Did any Android users perhaps oversleep this week? If you did, you’re not alone — lots of users of the Google Clock app reported that their preset alarms didn’t go off. Whether it was an actual issue caused by an update or some kind of glitch is unclear, but it clearly didn’t affect everyone; my phone mercilessly reminded me when 6:00 AM came around every day last week. But it apparently tripped up some users, to the point where one reported losing his job because of being late for work. Not to be judgmental, but it seems to me that if your job is so sensitive to you being late, it might make sense to have a backup alarm clock of some sort. We all seem to be a little too trusting that our phones are going to “just work,” and when they don’t, we’re surprised and appalled.

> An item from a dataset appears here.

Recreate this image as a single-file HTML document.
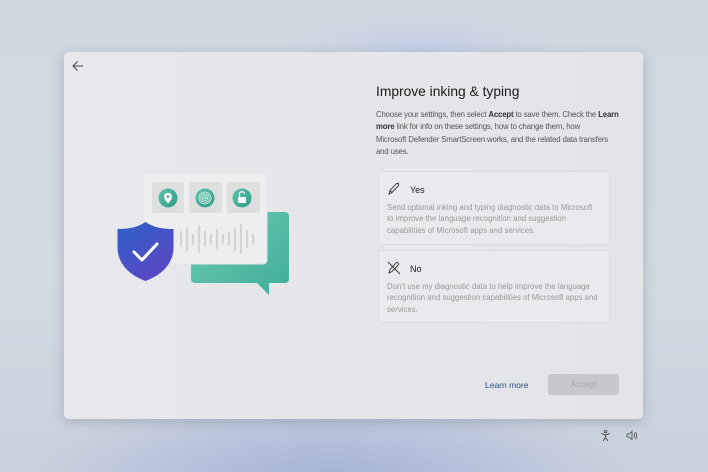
<!DOCTYPE html>
<html><head><meta charset="utf-8"><style>
*{margin:0;padding:0;box-sizing:border-box}
body{width:708px;height:472px;overflow:hidden;font-family:"Liberation Sans",sans-serif;position:relative;
background:radial-gradient(ellipse 300px 90px at 330px 480px,#a3b3d6 0%,rgba(163,179,214,0) 100%),radial-gradient(ellipse 140px 40px at 420px 55px,#c2cee6 0%,rgba(194,206,230,0) 100%),linear-gradient(#cfd7e1,#d2d9e2 60%,#c9d1de);}
.win{position:absolute;left:64px;top:52px;width:579px;height:367px;border-radius:5px;background:linear-gradient(90deg,#e6e8ec,#e4e6ea 60%,#e2e4e9);box-shadow:0 3px 12px rgba(60,70,100,.25)}
.abs{position:absolute}
h1{position:absolute;left:376px;top:84px;font-size:13.8px;font-weight:normal;color:#1a1a1a}
.desc{position:absolute;left:376px;top:109px;width:262px;font-size:7.8px;line-height:12.3px;color:#555;letter-spacing:-.15px}
.desc b{color:#333}
.opt{position:absolute;left:378px;width:232px;background:#e9eaed;border:1px solid #dcdde1;border-radius:3px}
.opt .t{position:absolute;left:31px;top:13px;font-size:9px;color:#222}
.opt .d{position:absolute;left:8px;font-size:7.8px;line-height:11.3px;color:#999;width:214px}
.lm{position:absolute;left:485px;top:380px;font-size:8.5px;color:#2d4f8a}
.acc{position:absolute;left:548px;top:374px;width:71px;height:21px;background:#c6c7ca;border-radius:3px;color:#a7a8ab;font-size:8.5px;text-align:center;line-height:21px}
</style></head><body>
<div class="win"></div>
<svg class="abs" style="left:70px;top:58px" width="16" height="16" viewBox="0 0 16 16"><path d="M13 8H3M7.5 3.5L3 8l4.5 4.5" stroke="#444" stroke-width="1" fill="none"/></svg>

<svg class="abs" style="left:100px;top:160px" width="210" height="150" viewBox="100 160 210 150">
<defs>
<linearGradient id="tg" x1="0" y1="0" x2="1" y2="1"><stop offset="0" stop-color="#6fcab5"/><stop offset="1" stop-color="#3fae98"/></linearGradient>
<linearGradient id="sg" x1="0" y1="0" x2="0.6" y2="1"><stop offset="0" stop-color="#2c62c9"/><stop offset="1" stop-color="#5a47c2"/></linearGradient>
<linearGradient id="cg" x1="0" y1="0" x2="1" y2="1"><stop offset="0" stop-color="#5ec4aa"/><stop offset="1" stop-color="#2f9c86"/></linearGradient>
</defs>
<path d="M195 212h90a4 4 0 0 1 4 4v63a4 4 0 0 1-4 4h-16v12l-12-12h-62a4 4 0 0 1-4-4v-63a4 4 0 0 1 4-4z" fill="url(#tg)"/>
<rect x="144" y="173" width="123" height="91" rx="4" fill="#eceef0" stroke="#e2e4e6"/>
<rect x="152" y="182" width="32" height="31" rx="2" fill="#dfdfe0"/>
<rect x="189" y="182" width="33" height="31" rx="2" fill="#dfdfe0"/>
<rect x="227" y="182" width="33" height="31" rx="2" fill="#dfdfe0"/>
<circle cx="168" cy="198" r="9.5" fill="url(#cg)"/>
<path d="M168 203.5c-2.5-3-4-4.8-4-6.8a4 4 0 0 1 8 0c0 2-1.5 3.8-4 6.8z" fill="#fff"/><circle cx="168" cy="196.6" r="1.4" fill="#4fb59c"/>
<circle cx="205" cy="198" r="9.5" fill="url(#cg)"/>
<g fill="none" stroke="#dff3ee" stroke-width=".8"><circle cx="205" cy="198" r="6"/><circle cx="205" cy="198" r="4.3"/><circle cx="205" cy="198" r="2.6"/><circle cx="205" cy="198" r="1"/></g>
<circle cx="242" cy="198" r="9.5" fill="url(#cg)"/>
<rect x="238" y="197" width="8" height="6" rx="1" fill="#fff"/><path d="M239.5 197v-2.5a2.5 2.5 0 0 1 5 -.5" stroke="#fff" stroke-width="1.2" fill="none"/>
<g stroke="#d3d4d6" stroke-width="2.2" stroke-linecap="round">
<line x1="181" y1="232" x2="181" y2="246"/><line x1="187" y1="228" x2="187" y2="250"/><line x1="193" y1="235" x2="193" y2="244"/><line x1="199" y1="226" x2="199" y2="252"/><line x1="205" y1="232" x2="205" y2="246"/><line x1="211" y1="234" x2="211" y2="244"/><line x1="217" y1="230" x2="217" y2="248"/><line x1="223" y1="235" x2="223" y2="243"/><line x1="229" y1="233" x2="229" y2="245"/><line x1="235" y1="229" x2="235" y2="250"/><line x1="241" y1="225" x2="241" y2="253"/><line x1="247" y1="231" x2="247" y2="247"/><line x1="253" y1="234" x2="253" y2="244"/>
</g>
<path d="M145.5 222c-9 6-18 7-28 7v18c0 17 12 28 28 34 16-6 28-17 28-34v-18c-10 0-19-1-28-7z" fill="url(#sg)"/>
<path d="M134 252l8 8 15-16" stroke="#fff" stroke-width="3" fill="none" stroke-linecap="round" stroke-linejoin="round"/>
</svg>

<h1>Improve inking &amp; typing</h1>
<div class="desc">Choose your settings, then select <b>Accept</b> to save them. Check the <b>Learn<br>more</b> link for info on these settings, how to change them, how<br>Microsoft Defender SmartScreen works, and the related data transfers<br>and uses.</div>

<div class="opt" style="top:171px;height:74px">
<svg class="abs" style="left:8px;top:10px" width="14" height="14" viewBox="0 0 14 14"><path d="M2 12l1-3.5 6-6.5a1.5 1.5 0 0 1 2.2 2.1l-6.2 6.4z M3 8.5l2.2 2.2 M9 2l3-1" stroke="#333" stroke-width=".9" fill="none"/></svg>
<div class="t">Yes</div>
<div class="d" style="top:30px">Send optional inking and typing diagnostic data to Microsoft to improve the language recognition and suggestion capabilities of Microsoft apps and services.</div>
</div>
<div class="opt" style="top:250px;height:73px">
<svg class="abs" style="left:8px;top:10px" width="14" height="14" viewBox="0 0 14 14"><path d="M2 12l1-3.5 6-6.5a1.5 1.5 0 0 1 2.2 2.1l-6.2 6.4z M1 1l12 12" stroke="#333" stroke-width=".9" fill="none"/></svg>
<div class="t">No</div>
<div class="d" style="top:30px">Don’t use my diagnostic data to help improve the language recognition and suggestion capabilities of Microsoft apps and services.</div>
</div>

<div class="lm">Learn more</div>
<div class="acc">Accept</div>

<svg class="abs" style="left:600px;top:430px" width="11" height="12" viewBox="0 0 11 12"><circle cx="5.5" cy="1.8" r="1.3" fill="none" stroke="#444" stroke-width=".8"/><path d="M1 3.5l4.5 1.5 4.5-1.5M5.5 5v2.5M3 11l2.5-3.5 2.5 3.5" stroke="#444" stroke-width=".9" fill="none"/></svg>
<svg class="abs" style="left:626px;top:430px" width="12" height="11" viewBox="0 0 12 11"><path d="M1 4h2l3-2.5v8L3 7H1z" fill="none" stroke="#444" stroke-width=".8"/><path d="M8 3.5q1.2 2 0 4M9.5 2q2.3 3.5 0 7" fill="none" stroke="#444" stroke-width=".8"/></svg>
</body></html>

There seem to be two kinds of people in the world — those who hate roller coasters, and those who love them. I’m firmly in the latter camp, and will gladly give any coaster, no matter how extreme, a try. There have been a few that I later regretted, of course, but by and large, the feeling of being right on the edge of bodily harm is pretty cool. Crossing over the edge, though, is far less enjoyable, as the owners of an extreme coaster in Japan are learning. The Dodon-pa coaster at the Fuji-Q Highland amusement park is capable of hitting 112 miles (180 km) per hour and has racked up a sizable collection of injuries over the last ten months, including cervical and thoracic spine fractures. The ride is currently closed for a safety overhaul; one has to wonder what they’re doing to assess what the problem areas of the ride are. Perhaps they’re sending crash test dummies on endless rides to gather data, a sight we’d like to see.

And finally, you may have thought that phone phreaking was a thing of the past; in a lot of ways, you’d be right. But there’s still a lot to be learned about how POTS networks were put together, and this phone switch identification guide should be a big help to any phone geeks out there. Be ready to roll old school here — nothing but a plain text file that describes how to probe the switch that a phone is connected just by listening to things like dial tones and ring sounds. What’s nice is that it describes why the switches sound the way they do, so you get a lot of juicy technical insights into how switches work.